### REQUIREMENTS
Return precisely the span of lines from the top of the material below to the line containing "Tick = 1 Tag</text>", both included. Pictures are excluded.

------------

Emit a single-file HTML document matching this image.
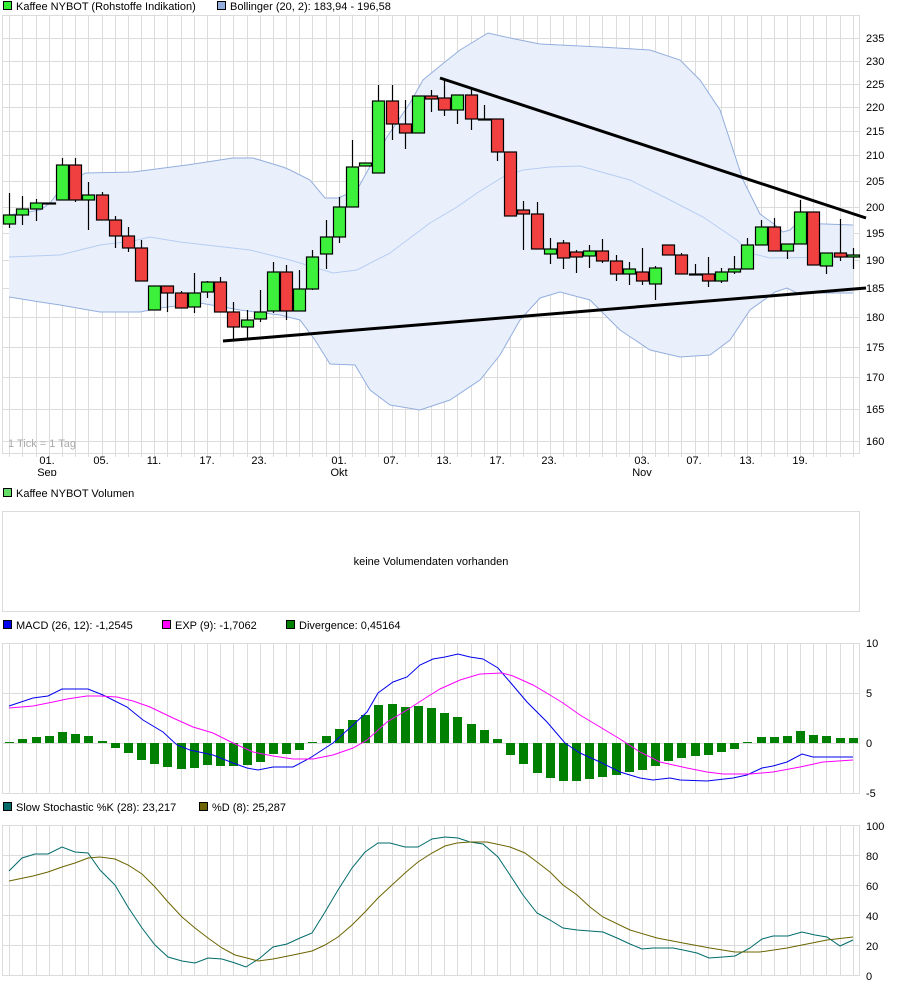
<!DOCTYPE html>
<html><head><meta charset="utf-8"><style>
html,body{margin:0;padding:0;background:#fff;width:907px;height:986px;overflow:hidden}
svg{display:block;font-family:"Liberation Sans",Arial,sans-serif;font-size:11px}
</style></head><body>
<svg id="s" width="907" height="986" viewBox="0 0 907 986" xmlns="http://www.w3.org/2000/svg">
<defs><clipPath id="dc"><rect x="0" y="453" width="907" height="23"/></clipPath></defs>
<g id="grid"></g>
<polygon id="band" fill="#e9f0fb" stroke="none"/>
<polyline id="bu" fill="none" stroke="#94aede" stroke-width="1"/>
<polyline id="bl" fill="none" stroke="#94aede" stroke-width="1"/>
<polyline id="bm" fill="none" stroke="#b6cdf4" stroke-width="1"/>
<g id="candles"></g>
<line x1="440" y1="78" x2="866" y2="218" stroke="#000" stroke-width="3"/>
<line x1="223" y1="341" x2="866" y2="288" stroke="#000" stroke-width="3"/>
<g id="macd"></g>
<polyline id="ml" fill="none" stroke="#0000ee" stroke-width="1"/>
<polyline id="el" fill="none" stroke="#ff00ff" stroke-width="1"/>
<polyline id="kl" fill="none" stroke="#006b6b" stroke-width="1"/>
<polyline id="dl" fill="none" stroke="#6b6400" stroke-width="1"/>

<!-- legends -->
<rect x="3.5" y="1.5" width="8" height="8" fill="#33ee33" stroke="#000"/>
<text x="16" y="10">Kaffee NYBOT (Rohstoffe Indikation)</text>
<rect x="217.5" y="1.5" width="8" height="8" fill="#94aede" stroke="#000"/>
<text x="230" y="10">Bollinger (20, 2): 183,94 - 196,58</text>
<text x="8" y="447" fill="#aaa">1 Tick = 1 Tag</text>

<rect x="3.5" y="488.5" width="8" height="8" fill="#66dd66" stroke="#000"/>
<text x="16" y="497">Kaffee NYBOT Volumen</text>
<rect x="2.5" y="511.5" width="857" height="100" fill="none" stroke="#dcdcdc"/>
<text x="431" y="565" text-anchor="middle">keine Volumendaten vorhanden</text>

<rect x="3.5" y="620.5" width="8" height="8" fill="#0000ee" stroke="#000"/>
<text x="16" y="629">MACD (26, 12): -1,2545</text>
<rect x="162.5" y="620.5" width="8" height="8" fill="#ff00ff" stroke="#000"/>
<text x="175" y="629">EXP (9): -1,7062</text>
<rect x="286.5" y="620.5" width="8" height="8" fill="#008000" stroke="#000"/>
<text x="299" y="629">Divergence: 0,45164</text>

<rect x="3.5" y="802.5" width="8" height="8" fill="#006b6b" stroke="#000"/>
<text x="16" y="811">Slow Stochastic %K (28): 23,217</text>
<rect x="199.5" y="802.5" width="8" height="8" fill="#6b6400" stroke="#000"/>
<text x="212" y="811">%D (8): 25,287</text>

<g id="labels">
<text x="866" y="42">235</text><text x="866" y="65">230</text><text x="866" y="88">225</text><text x="866" y="111">220</text>
<text x="866" y="135">215</text><text x="866" y="159">210</text><text x="866" y="185">205</text><text x="866" y="211">200</text>
<text x="866" y="237">195</text><text x="866" y="264">190</text><text x="866" y="292">185</text><text x="866" y="321">180</text>
<text x="866" y="351">175</text><text x="866" y="381">170</text><text x="866" y="413">165</text><text x="866" y="445">160</text>
<text x="866" y="647">10</text><text x="866" y="697">5</text><text x="866" y="747">0</text><text x="866" y="797">-5</text>
<text x="866" y="830">100</text><text x="866" y="860">80</text><text x="866" y="890">60</text><text x="866" y="920">40</text>
<text x="866" y="950">20</text><text x="866" y="980">0</text>
</g>
<g clip-path="url(#dc)" text-anchor="middle">
<text x="47" y="464">01.</text><text x="47" y="476">Sep</text>
<text x="101" y="464">05.</text><text x="154" y="464">11.</text><text x="207" y="464">17.</text><text x="259" y="464">23.</text>
<text x="339" y="464">01.</text><text x="339" y="476">Okt</text>
<text x="391" y="464">07.</text><text x="444" y="464">13.</text><text x="497" y="464">17.</text><text x="549" y="464">23.</text>
<text x="642" y="464">03.</text><text x="642" y="476">Nov</text>
<text x="694" y="464">07.</text><text x="747" y="464">13.</text><text x="800" y="464">19.</text>
</g>
</svg>
<script>
var NS="http://www.w3.org/2000/svg";
function el(p,t,a){var e=document.createElementNS(NS,t);for(var k in a)e.setAttribute(k,a[k]);p.appendChild(e);return e;}
function X(i){return 9.3+13.18*i;}
var g=document.getElementById('grid');
var G="#dcdcdc";
function panel(y0,y1,hs){
  for(var i=0;i<65;i++){var x=Math.round(X(i))+0.5;el(g,'line',{x1:x,y1:y0,x2:x,y2:y1,stroke:G});}
  hs.forEach(function(h){el(g,'line',{x1:2,y1:h+.5,x2:860,y2:h+.5,stroke:G});});
  el(g,'rect',{x:2.5,y:y0+.5,width:857,height:y1-y0,fill:'none',stroke:G});
}
panel(15,453,[38,61,84,107,131,155,181,207,233,260,288,317,347,377,409,441]);
for(var i=0;i<65;i++){var x=Math.round(X(i))+0.5;el(g,'line',{x1:x,y1:453,x2:x,y2:457,stroke:G});}
panel(643,793,[693,743]);
panel(825,975,[855,885,915,945]);
function pts(a){return a.map(function(p){return p[0]+','+p[1];}).join(' ');}
var up=[[9,215],[40,210],[50,203],[60,190],[85,173],[133,172],[187,165],[233,158],[253,158],[283,167],[290,170],[310,180],[325,198],[338,198],[357,190],[368,170],[387,137],[410,103],[423,80],[440,66],[460,50],[488,33],[510,38],[540,44],[600,47],[650,50],[680,60],[700,80],[720,110],[743,180],[760,214],[774,224],[783,232],[790,230],[797,223],[853,225]];
var lo=[[9,297],[40,302],[60,305],[100,312],[140,312],[160,308],[200,303],[240,310],[280,315],[300,320],[315,340],[330,364],[355,365],[370,390],[390,405],[420,410],[450,400],[480,380],[500,355],[520,320],[540,298],[560,292],[590,300],[620,330],[650,350],[680,357],[710,355],[730,340],[750,310],[775,292],[787,288],[797,293],[853,293]];
var mid=[[9,257],[60,255],[100,245],[133,241],[150,237],[180,242],[250,250],[290,260],[300,263],[333,273],[357,270],[390,253],[430,223],[457,207],[477,193],[503,177],[523,170],[550,167],[580,166],[630,180],[670,200],[703,217],[737,240],[750,253],[770,258],[853,257]];
document.getElementById('bu').setAttribute('points',pts(up));
document.getElementById('bl').setAttribute('points',pts(lo));
document.getElementById('bm').setAttribute('points',pts(mid));
document.getElementById('band').setAttribute('points',pts(up.concat(lo.slice().reverse())));
// candles: [o_top,body_bottom,high,low,green]
var C=[[215,224,193,228,1],[209,215,196,225,1],[203,209,199,221,1],[203,204,203,204,1],[165,200,158,200,1],[165,200,158,202,0],[195,200,182,230,1],[195,220,192,220,0],[220,236,216,248,0],[236,248,227,252,0],[248,281,240,281,0],[286,310,286,310,1],[286,293,286,312,0],[293,308,291,308,0],[293,307,273,313,1],[282,292,281,298,1],[282,312,277,312,0],[312,327,302,340,0],[320,327,310,340,1],[312,319,290,322,1],[272,311,262,313,1],[272,311,265,320,0],[289,311,270,311,1],[257,289,250,290,1],[237,254,220,269,1],[207,237,197,243,1],[167,207,140,207,1],[163,166,163,166,1],[101,173,85,173,1],[101,124,85,140,0],[124,133,100,149,0],[96,133,96,133,1],[96,99,90,112,0],[98,110,80,116,0],[95,110,95,124,1],[95,119,88,130,0],[119,120,105,120,0],[119,152,119,161,0],[152,216,152,216,0],[210,214,201,250,0],[214,249,202,249,0],[249,254,238,264,1],[243,258,240,269,0],[252,257,250,273,0],[251,256,245,268,1],[251,261,239,263,0],[261,274,255,281,0],[269,274,262,285,1],[272,281,248,285,0],[268,284,266,300,1],[245,255,245,255,0],[255,274,253,274,0],[274,275,264,275,0],[274,281,257,287,0],[272,281,268,283,1],[269,272,256,274,1],[245,269,238,269,1],[227,245,220,245,1],[227,251,218,251,0],[244,251,244,259,1],[212,244,200,244,1],[212,265,212,265,0],[253,266,253,274,1],[253,257,219,261,0],[255,257,248,269,1]];
var cg=document.getElementById('candles');
C.forEach(function(c,i){var x=Math.round(X(i))+0.5;
 el(cg,'line',{x1:x,y1:c[2],x2:x,y2:c[3],stroke:'#000','stroke-width':1.2});
 var h=Math.max(c[1]-c[0],1);
 el(cg,'rect',{x:x-6,y:c[0],width:12,height:h,fill:c[4]?'#3cf03c':'#f04040',stroke:'#000','stroke-width':1.2});
});
// MACD divergence bars: y of bar end
var D=[742,739,737,736,732,734,736,741,748,753,760,764,767,769,768,765,766,766,765,762,754,754,750,742,736,729,720,715,705,704,707,706,708,713,717,724,730,739,755,764,773,778,781,781,779,777,775,772,770,766,761,758,756,755,752,749,742,737,737,736,731,735,736,738,738];
var mg=document.getElementById('macd');
D.forEach(function(v,i){var x=Math.round(X(i));var a=Math.min(v,743),b=Math.max(v,743);
 el(mg,'rect',{x:x-4,y:a,width:9,height:Math.max(b-a,1),fill:'#008000'});});
document.getElementById('ml').setAttribute('points',pts([[9,706],[33,698],[48,696],[62,689],[88,689],[103,695],[127,707],[143,720],[163,732],[177,745],[190,750],[213,755],[233,763],[247,768],[258,770],[273,767],[293,767],[310,758],[333,743],[353,725],[367,712],[378,693],[393,682],[407,677],[420,665],[433,659],[445,657],[458,654],[470,657],[483,659],[498,668],[510,682],[527,702],[547,722],[565,743],[580,753],[600,762],[620,772],[640,778],[653,780],[670,778],[680,780],[707,781],[733,778],[747,775],[762,768],[773,766],[787,762],[802,754],[813,757],[853,757]]));
document.getElementById('el').setAttribute('points',pts([[9,708],[33,706],[53,702],[67,699],[87,696],[100,696],[117,697],[133,701],[150,707],[173,718],[193,727],[213,733],[233,743],[253,752],[273,756],[293,759],[313,759],[333,755],[353,748],[367,740],[387,722],[407,710],[427,697],[440,689],[460,680],[480,674],[502,673],[513,676],[533,685],[550,695],[563,703],[580,715],[600,727],[620,739],[640,752],[660,762],[687,768],[707,772],[723,774],[750,774],[773,772],[800,767],[823,762],[853,760]]));
document.getElementById('kl').setAttribute('points',pts([[9,871],[22,858],[35,854],[48,854],[62,847],[75,852],[88,853],[100,870],[115,885],[128,907],[142,928],[155,945],[168,957],[182,961],[195,963],[208,958],[222,959],[235,963],[246,967],[260,958],[273,947],[287,944],[300,938],[312,933],[325,912],[338,890],[352,868],[365,852],[378,843],[390,843],[405,847],[418,847],[432,839],[445,837],[458,838],[470,842],[483,844],[498,857],[510,875],[523,895],[537,913],[550,920],[563,928],[577,930],[603,932],[617,938],[630,944],[642,949],[653,948],[673,948],[683,950],[697,953],[709,958],[723,957],[735,956],[750,948],[762,939],[773,936],[788,936],[802,932],[815,935],[827,937],[840,946],[853,940]]));
document.getElementById('dl').setAttribute('points',pts([[9,881],[33,876],[48,872],[62,867],[75,863],[88,858],[100,857],[115,859],[128,865],[142,874],[155,887],[168,902],[182,917],[195,928],[208,938],[222,948],[235,955],[247,958],[258,961],[273,959],[293,955],[312,951],[325,945],[338,937],[352,925],[365,912],[378,898],[392,885],[405,873],[418,862],[432,853],[445,846],[457,843],[470,842],[487,842],[510,847],[525,853],[537,862],[550,872],[563,885],[577,895],[590,907],[603,917],[630,930],[657,938],[683,943],[710,948],[735,952],[760,952],[787,948],[807,944],[827,940],[853,937]]));
</script>
</body></html>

------------

### RESULT FOR THIS TASK
Emit a single-file HTML document matching this image.
<!DOCTYPE html>
<html><head><meta charset="utf-8"><style>
html,body{margin:0;padding:0;background:#fff;width:907px;height:986px;overflow:hidden}
svg{display:block;font-family:"Liberation Sans",Arial,sans-serif;font-size:11px}
</style></head><body>
<svg id="s" width="907" height="986" viewBox="0 0 907 986" xmlns="http://www.w3.org/2000/svg">
<defs><clipPath id="dc"><rect x="0" y="453" width="907" height="23"/></clipPath></defs>
<g id="grid"></g>
<polygon id="band" fill="#e9f0fb" stroke="none"/>
<polyline id="bu" fill="none" stroke="#94aede" stroke-width="1"/>
<polyline id="bl" fill="none" stroke="#94aede" stroke-width="1"/>
<polyline id="bm" fill="none" stroke="#b6cdf4" stroke-width="1"/>
<g id="candles"></g>
<line x1="440" y1="78" x2="866" y2="218" stroke="#000" stroke-width="3"/>
<line x1="223" y1="341" x2="866" y2="288" stroke="#000" stroke-width="3"/>
<g id="macd"></g>
<polyline id="ml" fill="none" stroke="#0000ee" stroke-width="1"/>
<polyline id="el" fill="none" stroke="#ff00ff" stroke-width="1"/>
<polyline id="kl" fill="none" stroke="#006b6b" stroke-width="1"/>
<polyline id="dl" fill="none" stroke="#6b6400" stroke-width="1"/>

<!-- legends -->
<rect x="3.5" y="1.5" width="8" height="8" fill="#33ee33" stroke="#000"/>
<text x="16" y="10">Kaffee NYBOT (Rohstoffe Indikation)</text>
<rect x="217.5" y="1.5" width="8" height="8" fill="#94aede" stroke="#000"/>
<text x="230" y="10">Bollinger (20, 2): 183,94 - 196,58</text>
<text x="8" y="447" fill="#aaa">1 Tick = 1 Tag</text>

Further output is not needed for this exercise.